_Work to be completed_
Restate the data exactly as given and keep the pictures out.

_Given information_
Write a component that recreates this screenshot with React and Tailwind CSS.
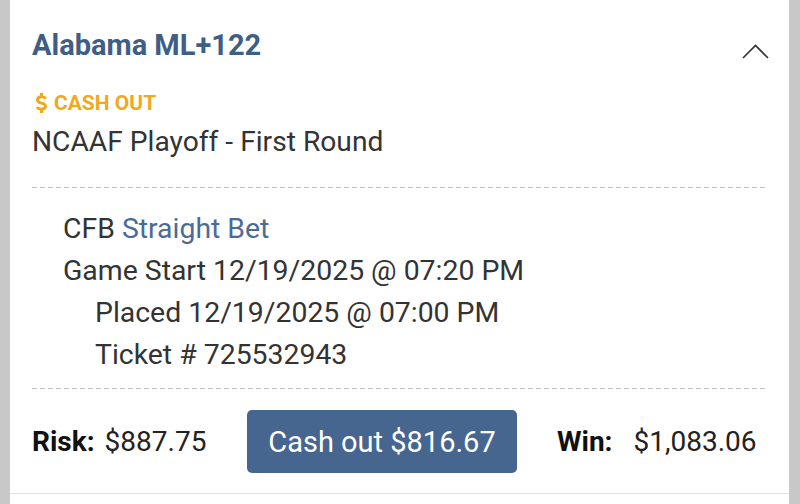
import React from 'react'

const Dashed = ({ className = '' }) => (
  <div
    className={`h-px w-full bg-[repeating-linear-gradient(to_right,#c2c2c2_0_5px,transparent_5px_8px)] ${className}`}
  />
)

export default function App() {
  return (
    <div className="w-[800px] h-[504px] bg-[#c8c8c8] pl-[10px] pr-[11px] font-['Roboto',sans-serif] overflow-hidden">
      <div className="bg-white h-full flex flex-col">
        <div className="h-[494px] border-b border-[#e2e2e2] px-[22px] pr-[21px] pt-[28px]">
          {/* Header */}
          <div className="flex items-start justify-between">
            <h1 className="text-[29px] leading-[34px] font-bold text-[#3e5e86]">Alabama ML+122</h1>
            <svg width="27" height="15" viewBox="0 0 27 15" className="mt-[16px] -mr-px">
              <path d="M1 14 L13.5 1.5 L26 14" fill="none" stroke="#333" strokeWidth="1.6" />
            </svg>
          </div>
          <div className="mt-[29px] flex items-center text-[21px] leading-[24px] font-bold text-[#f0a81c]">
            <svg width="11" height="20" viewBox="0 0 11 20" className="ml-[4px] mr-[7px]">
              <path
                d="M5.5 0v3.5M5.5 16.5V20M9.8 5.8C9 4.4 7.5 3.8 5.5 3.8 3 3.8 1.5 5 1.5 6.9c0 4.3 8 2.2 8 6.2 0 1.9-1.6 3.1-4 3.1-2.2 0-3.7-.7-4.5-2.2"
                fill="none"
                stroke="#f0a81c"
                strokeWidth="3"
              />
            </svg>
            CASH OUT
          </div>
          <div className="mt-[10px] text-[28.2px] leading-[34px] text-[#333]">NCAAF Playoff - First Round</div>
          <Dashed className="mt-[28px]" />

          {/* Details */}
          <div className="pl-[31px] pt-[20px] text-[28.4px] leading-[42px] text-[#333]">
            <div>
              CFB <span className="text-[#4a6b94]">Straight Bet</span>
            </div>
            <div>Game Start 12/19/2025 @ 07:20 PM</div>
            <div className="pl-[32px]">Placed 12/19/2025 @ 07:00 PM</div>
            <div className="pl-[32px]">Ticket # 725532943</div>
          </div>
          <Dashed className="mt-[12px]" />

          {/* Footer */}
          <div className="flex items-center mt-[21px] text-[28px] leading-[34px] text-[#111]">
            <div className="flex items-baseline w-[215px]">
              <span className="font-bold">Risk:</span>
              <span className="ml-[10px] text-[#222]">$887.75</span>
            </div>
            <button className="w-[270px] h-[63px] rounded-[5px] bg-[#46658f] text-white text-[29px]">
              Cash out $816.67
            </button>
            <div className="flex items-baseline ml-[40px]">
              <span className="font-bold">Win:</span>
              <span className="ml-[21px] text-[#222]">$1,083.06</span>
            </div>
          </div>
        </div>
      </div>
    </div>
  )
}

_Answer to this task_
Write a component that recreates this screenshot with React and Tailwind CSS.
import React from 'react'

const Dashed = ({ className = '' }) => (
  <div
    className={`h-px w-full bg-[repeating-linear-gradient(to_right,#c2c2c2_0_5px,transparent_5px_8px)] ${className}`}
  />
)

export default function App() {
  return (
    <div className="w-[800px] h-[504px] bg-[#c8c8c8] pl-[10px] pr-[11px] font-['Roboto',sans-serif] overflow-hidden">
      <div className="bg-white h-full flex flex-col">
        <div className="h-[494px] border-b border-[#e2e2e2] px-[22px] pr-[21px] pt-[28px]">
          {/* Header */}
          <div className="flex items-start justify-between">
            <h1 className="text-[29px] leading-[34px] font-bold text-[#3e5e86]">Alabama ML+122</h1>
            <svg width="27" height="15" viewBox="0 0 27 15" className="mt-[16px] -mr-px">
              <path d="M1 14 L13.5 1.5 L26 14" fill="none" stroke="#333" strokeWidth="1.6" />
            </svg>
          </div>
          <div className="mt-[29px] flex items-center text-[21px] leading-[24px] font-bold text-[#f0a81c]">
            <svg width="11" height="20" viewBox="0 0 11 20" className="ml-[4px] mr-[7px]">
              <path
                d="M5.5 0v3.5M5.5 16.5V20M9.8 5.8C9 4.4 7.5 3.8 5.5 3.8 3 3.8 1.5 5 1.5 6.9c0 4.3 8 2.2 8 6.2 0 1.9-1.6 3.1-4 3.1-2.2 0-3.7-.7-4.5-2.2"
                fill="none"
                stroke="#f0a81c"
                strokeWidth="3"
              />
            </svg>
            CASH OUT
          </div>
          <div className="mt-[10px] text-[28.2px] leading-[34px] text-[#333]">NCAAF Playoff - First Round</div>
          <Dashed className="mt-[28px]" />

          {/* Details */}
          <div className="pl-[31px] pt-[20px] text-[28.4px] leading-[42px] text-[#333]">
            <div>
              CFB <span className="text-[#4a6b94]">Straight Bet</span>
            </div>
            <div>Game Start 12/19/2025 @ 07:20 PM</div>
            <div className="pl-[32px]">Placed 12/19/2025 @ 07:00 PM</div>
            <div className="pl-[32px]">Ticket # 725532943</div>
          </div>
          <Dashed className="mt-[12px]" />

          {/* Footer */}
          <div className="flex items-center mt-[21px] text-[28px] leading-[34px] text-[#111]">
            <div className="flex items-baseline w-[215px]">
              <span className="font-bold">Risk:</span>
              <span className="ml-[10px] text-[#222]">$887.75</span>
            </div>
            <button className="w-[270px] h-[63px] rounded-[5px] bg-[#46658f] text-white text-[29px]">
              Cash out $816.67
            </button>
            <div className="flex items-baseline ml-[40px]">
              <span className="font-bold">Win:</span>
              <span className="ml-[21px] text-[#222]">$1,083.06</span>
            </div>
          </div>
        </div>
      </div>
    </div>
  )
}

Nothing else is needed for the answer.